* [WRITTEN TASK]: Restate the whole of the material. Keep every word, and drop the pictures.

* [SOURCE MATERIAL]:
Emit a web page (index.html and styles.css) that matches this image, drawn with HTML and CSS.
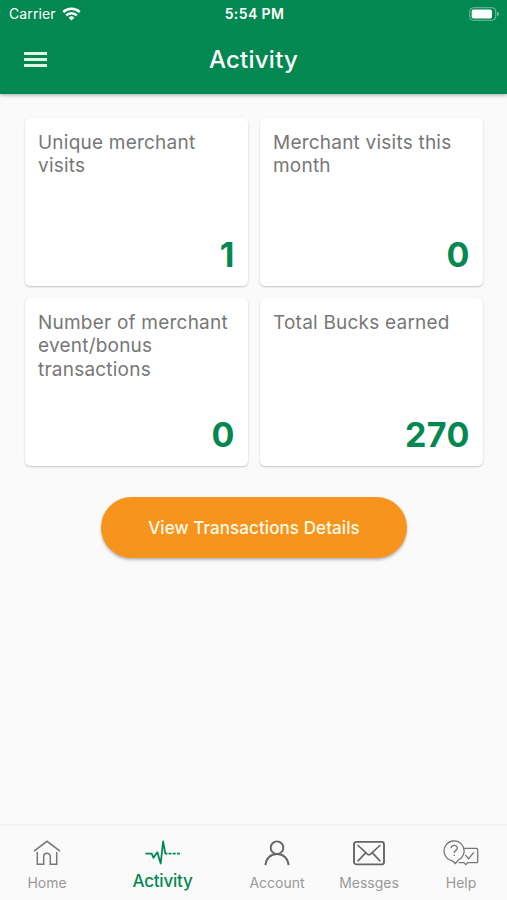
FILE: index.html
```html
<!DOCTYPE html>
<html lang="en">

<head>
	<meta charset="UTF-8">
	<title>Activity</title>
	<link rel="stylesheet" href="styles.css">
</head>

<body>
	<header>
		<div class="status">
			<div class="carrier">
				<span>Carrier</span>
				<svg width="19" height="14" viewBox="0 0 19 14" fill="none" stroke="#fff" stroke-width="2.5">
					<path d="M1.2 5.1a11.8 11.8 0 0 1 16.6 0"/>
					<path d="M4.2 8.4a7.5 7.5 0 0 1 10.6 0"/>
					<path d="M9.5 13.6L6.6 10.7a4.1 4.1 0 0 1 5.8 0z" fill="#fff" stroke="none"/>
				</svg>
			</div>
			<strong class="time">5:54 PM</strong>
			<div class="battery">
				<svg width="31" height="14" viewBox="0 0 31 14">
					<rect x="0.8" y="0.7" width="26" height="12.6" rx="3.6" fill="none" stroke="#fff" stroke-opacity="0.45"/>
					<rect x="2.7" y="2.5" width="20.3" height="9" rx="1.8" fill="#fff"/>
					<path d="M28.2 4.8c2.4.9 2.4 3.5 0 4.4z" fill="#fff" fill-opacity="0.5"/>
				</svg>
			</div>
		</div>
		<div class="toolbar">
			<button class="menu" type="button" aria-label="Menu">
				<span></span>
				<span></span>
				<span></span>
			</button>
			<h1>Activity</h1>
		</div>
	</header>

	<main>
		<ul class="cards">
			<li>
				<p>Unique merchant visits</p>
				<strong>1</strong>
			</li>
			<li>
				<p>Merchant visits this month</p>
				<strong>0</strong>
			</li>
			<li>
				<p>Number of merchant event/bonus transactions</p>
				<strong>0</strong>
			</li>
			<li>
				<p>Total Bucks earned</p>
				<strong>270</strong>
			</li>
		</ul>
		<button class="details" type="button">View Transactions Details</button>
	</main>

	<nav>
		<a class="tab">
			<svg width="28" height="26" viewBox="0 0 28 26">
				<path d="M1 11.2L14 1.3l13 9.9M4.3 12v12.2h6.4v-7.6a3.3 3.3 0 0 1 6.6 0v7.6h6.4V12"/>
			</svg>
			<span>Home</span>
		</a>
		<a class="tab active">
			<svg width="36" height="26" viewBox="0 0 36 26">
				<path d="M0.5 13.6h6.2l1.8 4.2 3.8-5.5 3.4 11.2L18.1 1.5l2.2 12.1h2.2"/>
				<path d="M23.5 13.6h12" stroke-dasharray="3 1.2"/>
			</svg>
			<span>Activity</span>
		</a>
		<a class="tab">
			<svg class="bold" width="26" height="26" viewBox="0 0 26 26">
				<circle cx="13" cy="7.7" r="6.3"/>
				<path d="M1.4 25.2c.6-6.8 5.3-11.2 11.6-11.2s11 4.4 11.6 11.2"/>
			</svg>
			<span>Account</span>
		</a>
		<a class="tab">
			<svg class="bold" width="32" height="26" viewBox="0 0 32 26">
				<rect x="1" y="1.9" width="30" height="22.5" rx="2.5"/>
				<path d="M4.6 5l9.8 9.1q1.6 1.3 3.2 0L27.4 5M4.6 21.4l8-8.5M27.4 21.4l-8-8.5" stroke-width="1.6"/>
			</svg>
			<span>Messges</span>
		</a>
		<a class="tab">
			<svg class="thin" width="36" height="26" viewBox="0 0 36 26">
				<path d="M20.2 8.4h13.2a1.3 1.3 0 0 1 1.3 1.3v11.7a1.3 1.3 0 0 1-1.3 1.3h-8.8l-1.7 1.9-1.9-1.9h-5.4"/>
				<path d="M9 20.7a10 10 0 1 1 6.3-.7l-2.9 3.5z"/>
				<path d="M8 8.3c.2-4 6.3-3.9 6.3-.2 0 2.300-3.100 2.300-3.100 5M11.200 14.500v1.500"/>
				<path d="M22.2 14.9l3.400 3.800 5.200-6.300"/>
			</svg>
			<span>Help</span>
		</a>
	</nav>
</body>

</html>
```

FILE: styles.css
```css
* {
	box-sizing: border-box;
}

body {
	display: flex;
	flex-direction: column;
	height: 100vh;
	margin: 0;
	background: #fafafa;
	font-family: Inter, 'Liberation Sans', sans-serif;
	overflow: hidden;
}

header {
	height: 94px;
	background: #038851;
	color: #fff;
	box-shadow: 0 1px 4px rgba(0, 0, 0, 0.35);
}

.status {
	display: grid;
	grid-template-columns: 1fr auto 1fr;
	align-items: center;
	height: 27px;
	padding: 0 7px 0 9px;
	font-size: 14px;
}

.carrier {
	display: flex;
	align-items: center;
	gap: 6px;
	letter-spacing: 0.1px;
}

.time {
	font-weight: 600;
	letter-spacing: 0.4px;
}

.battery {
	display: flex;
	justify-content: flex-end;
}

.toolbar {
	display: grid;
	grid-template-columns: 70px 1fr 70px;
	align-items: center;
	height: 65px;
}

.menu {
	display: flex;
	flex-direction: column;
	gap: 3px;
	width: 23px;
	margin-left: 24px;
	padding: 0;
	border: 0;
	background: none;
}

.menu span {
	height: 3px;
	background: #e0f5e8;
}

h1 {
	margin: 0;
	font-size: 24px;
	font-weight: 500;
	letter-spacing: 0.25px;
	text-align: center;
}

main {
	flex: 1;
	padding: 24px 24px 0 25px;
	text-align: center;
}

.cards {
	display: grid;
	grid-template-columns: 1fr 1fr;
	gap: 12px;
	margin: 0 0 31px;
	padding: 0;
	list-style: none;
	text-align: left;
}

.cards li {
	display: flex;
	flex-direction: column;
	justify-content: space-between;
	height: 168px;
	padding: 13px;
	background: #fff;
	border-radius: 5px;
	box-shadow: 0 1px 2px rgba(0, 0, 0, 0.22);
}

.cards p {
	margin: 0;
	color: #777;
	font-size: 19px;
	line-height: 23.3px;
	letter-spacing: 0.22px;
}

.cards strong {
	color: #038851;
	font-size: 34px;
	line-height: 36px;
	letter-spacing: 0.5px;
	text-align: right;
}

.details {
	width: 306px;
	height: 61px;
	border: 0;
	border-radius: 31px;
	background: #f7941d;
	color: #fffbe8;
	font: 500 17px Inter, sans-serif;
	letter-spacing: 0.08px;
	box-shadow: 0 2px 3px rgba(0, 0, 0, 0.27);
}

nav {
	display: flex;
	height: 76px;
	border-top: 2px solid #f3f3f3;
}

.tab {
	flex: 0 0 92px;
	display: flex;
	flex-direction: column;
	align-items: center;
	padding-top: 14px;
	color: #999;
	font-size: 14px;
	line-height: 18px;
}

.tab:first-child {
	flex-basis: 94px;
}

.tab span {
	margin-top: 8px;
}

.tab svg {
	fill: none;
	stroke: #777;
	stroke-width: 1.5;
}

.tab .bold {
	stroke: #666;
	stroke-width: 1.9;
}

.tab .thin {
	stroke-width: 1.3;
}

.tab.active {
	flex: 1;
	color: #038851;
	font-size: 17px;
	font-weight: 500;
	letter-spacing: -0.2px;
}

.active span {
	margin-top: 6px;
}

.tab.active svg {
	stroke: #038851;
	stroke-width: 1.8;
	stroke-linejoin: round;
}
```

* [FINAL RESULT]:
Emit a web page (index.html and styles.css) that matches this image, drawn with HTML and CSS.
FILE: index.html
```html
<!DOCTYPE html>
<html lang="en">

<head>
	<meta charset="UTF-8">
	<title>Activity</title>
	<link rel="stylesheet" href="styles.css">
</head>

<body>
	<header>
		<div class="status">
			<div class="carrier">
				<span>Carrier</span>
				<svg width="19" height="14" viewBox="0 0 19 14" fill="none" stroke="#fff" stroke-width="2.5">
					<path d="M1.2 5.1a11.8 11.8 0 0 1 16.6 0"/>
					<path d="M4.2 8.4a7.5 7.5 0 0 1 10.6 0"/>
					<path d="M9.5 13.6L6.6 10.7a4.1 4.1 0 0 1 5.8 0z" fill="#fff" stroke="none"/>
				</svg>
			</div>
			<strong class="time">5:54 PM</strong>
			<div class="battery">
				<svg width="31" height="14" viewBox="0 0 31 14">
					<rect x="0.8" y="0.7" width="26" height="12.6" rx="3.6" fill="none" stroke="#fff" stroke-opacity="0.45"/>
					<rect x="2.7" y="2.5" width="20.3" height="9" rx="1.8" fill="#fff"/>
					<path d="M28.2 4.8c2.4.9 2.4 3.5 0 4.4z" fill="#fff" fill-opacity="0.5"/>
				</svg>
			</div>
		</div>
		<div class="toolbar">
			<button class="menu" type="button" aria-label="Menu">
				<span></span>
				<span></span>
				<span></span>
			</button>
			<h1>Activity</h1>
		</div>
	</header>

	<main>
		<ul class="cards">
			<li>
				<p>Unique merchant visits</p>
				<strong>1</strong>
			</li>
			<li>
				<p>Merchant visits this month</p>
				<strong>0</strong>
			</li>
			<li>
				<p>Number of merchant event/bonus transactions</p>
				<strong>0</strong>
			</li>
			<li>
				<p>Total Bucks earned</p>
				<strong>270</strong>
			</li>
		</ul>
		<button class="details" type="button">View Transactions Details</button>
	</main>

	<nav>
		<a class="tab">
			<svg width="28" height="26" viewBox="0 0 28 26">
				<path d="M1 11.2L14 1.3l13 9.9M4.3 12v12.2h6.4v-7.6a3.3 3.3 0 0 1 6.6 0v7.6h6.4V12"/>
			</svg>
			<span>Home</span>
		</a>
		<a class="tab active">
			<svg width="36" height="26" viewBox="0 0 36 26">
				<path d="M0.5 13.6h6.2l1.8 4.2 3.8-5.5 3.4 11.2L18.1 1.5l2.2 12.1h2.2"/>
				<path d="M23.5 13.6h12" stroke-dasharray="3 1.2"/>
			</svg>
			<span>Activity</span>
		</a>
		<a class="tab">
			<svg class="bold" width="26" height="26" viewBox="0 0 26 26">
				<circle cx="13" cy="7.7" r="6.3"/>
				<path d="M1.4 25.2c.6-6.8 5.3-11.2 11.6-11.2s11 4.4 11.6 11.2"/>
			</svg>
			<span>Account</span>
		</a>
		<a class="tab">
			<svg class="bold" width="32" height="26" viewBox="0 0 32 26">
				<rect x="1" y="1.9" width="30" height="22.5" rx="2.5"/>
				<path d="M4.6 5l9.8 9.1q1.6 1.3 3.2 0L27.4 5M4.6 21.4l8-8.5M27.4 21.4l-8-8.5" stroke-width="1.6"/>
			</svg>
			<span>Messges</span>
		</a>
		<a class="tab">
			<svg class="thin" width="36" height="26" viewBox="0 0 36 26">
				<path d="M20.2 8.4h13.2a1.3 1.3 0 0 1 1.3 1.3v11.7a1.3 1.3 0 0 1-1.3 1.3h-8.8l-1.7 1.9-1.9-1.9h-5.4"/>
				<path d="M9 20.7a10 10 0 1 1 6.3-.7l-2.9 3.5z"/>
				<path d="M8 8.3c.2-4 6.3-3.9 6.3-.2 0 2.300-3.100 2.300-3.100 5M11.200 14.500v1.500"/>
				<path d="M22.2 14.9l3.400 3.800 5.200-6.300"/>
			</svg>
			<span>Help</span>
		</a>
	</nav>
</body>

</html>
```

FILE: styles.css
```css
* {
	box-sizing: border-box;
}

body {
	display: flex;
	flex-direction: column;
	height: 100vh;
	margin: 0;
	background: #fafafa;
	font-family: Inter, 'Liberation Sans', sans-serif;
	overflow: hidden;
}

header {
	height: 94px;
	background: #038851;
	color: #fff;
	box-shadow: 0 1px 4px rgba(0, 0, 0, 0.35);
}

.status {
	display: grid;
	grid-template-columns: 1fr auto 1fr;
	align-items: center;
	height: 27px;
	padding: 0 7px 0 9px;
	font-size: 14px;
}

.carrier {
	display: flex;
	align-items: center;
	gap: 6px;
	letter-spacing: 0.1px;
}

.time {
	font-weight: 600;
	letter-spacing: 0.4px;
}

.battery {
	display: flex;
	justify-content: flex-end;
}

.toolbar {
	display: grid;
	grid-template-columns: 70px 1fr 70px;
	align-items: center;
	height: 65px;
}

.menu {
	display: flex;
	flex-direction: column;
	gap: 3px;
	width: 23px;
	margin-left: 24px;
	padding: 0;
	border: 0;
	background: none;
}

.menu span {
	height: 3px;
	background: #e0f5e8;
}

h1 {
	margin: 0;
	font-size: 24px;
	font-weight: 500;
	letter-spacing: 0.25px;
	text-align: center;
}

main {
	flex: 1;
	padding: 24px 24px 0 25px;
	text-align: center;
}

.cards {
	display: grid;
	grid-template-columns: 1fr 1fr;
	gap: 12px;
	margin: 0 0 31px;
	padding: 0;
	list-style: none;
	text-align: left;
}

.cards li {
	display: flex;
	flex-direction: column;
	justify-content: space-between;
	height: 168px;
	padding: 13px;
	background: #fff;
	border-radius: 5px;
	box-shadow: 0 1px 2px rgba(0, 0, 0, 0.22);
}

.cards p {
	margin: 0;
	color: #777;
	font-size: 19px;
	line-height: 23.3px;
	letter-spacing: 0.22px;
}

.cards strong {
	color: #038851;
	font-size: 34px;
	line-height: 36px;
	letter-spacing: 0.5px;
	text-align: right;
}

.details {
	width: 306px;
	height: 61px;
	border: 0;
	border-radius: 31px;
	background: #f7941d;
	color: #fffbe8;
	font: 500 17px Inter, sans-serif;
	letter-spacing: 0.08px;
	box-shadow: 0 2px 3px rgba(0, 0, 0, 0.27);
}

nav {
	display: flex;
	height: 76px;
	border-top: 2px solid #f3f3f3;
}

.tab {
	flex: 0 0 92px;
	display: flex;
	flex-direction: column;
	align-items: center;
	padding-top: 14px;
	color: #999;
	font-size: 14px;
	line-height: 18px;
}

.tab:first-child {
	flex-basis: 94px;
}

.tab span {
	margin-top: 8px;
}

.tab svg {
	fill: none;
	stroke: #777;
	stroke-width: 1.5;
}

.tab .bold {
	stroke: #666;
	stroke-width: 1.9;
}

.tab .thin {
	stroke-width: 1.3;
}

.tab.active {
	flex: 1;
	color: #038851;
	font-size: 17px;
	font-weight: 500;
	letter-spacing: -0.2px;
}

.active span {
	margin-top: 6px;
}

.tab.active svg {
	stroke: #038851;
	stroke-width: 1.8;
	stroke-linejoin: round;
}
```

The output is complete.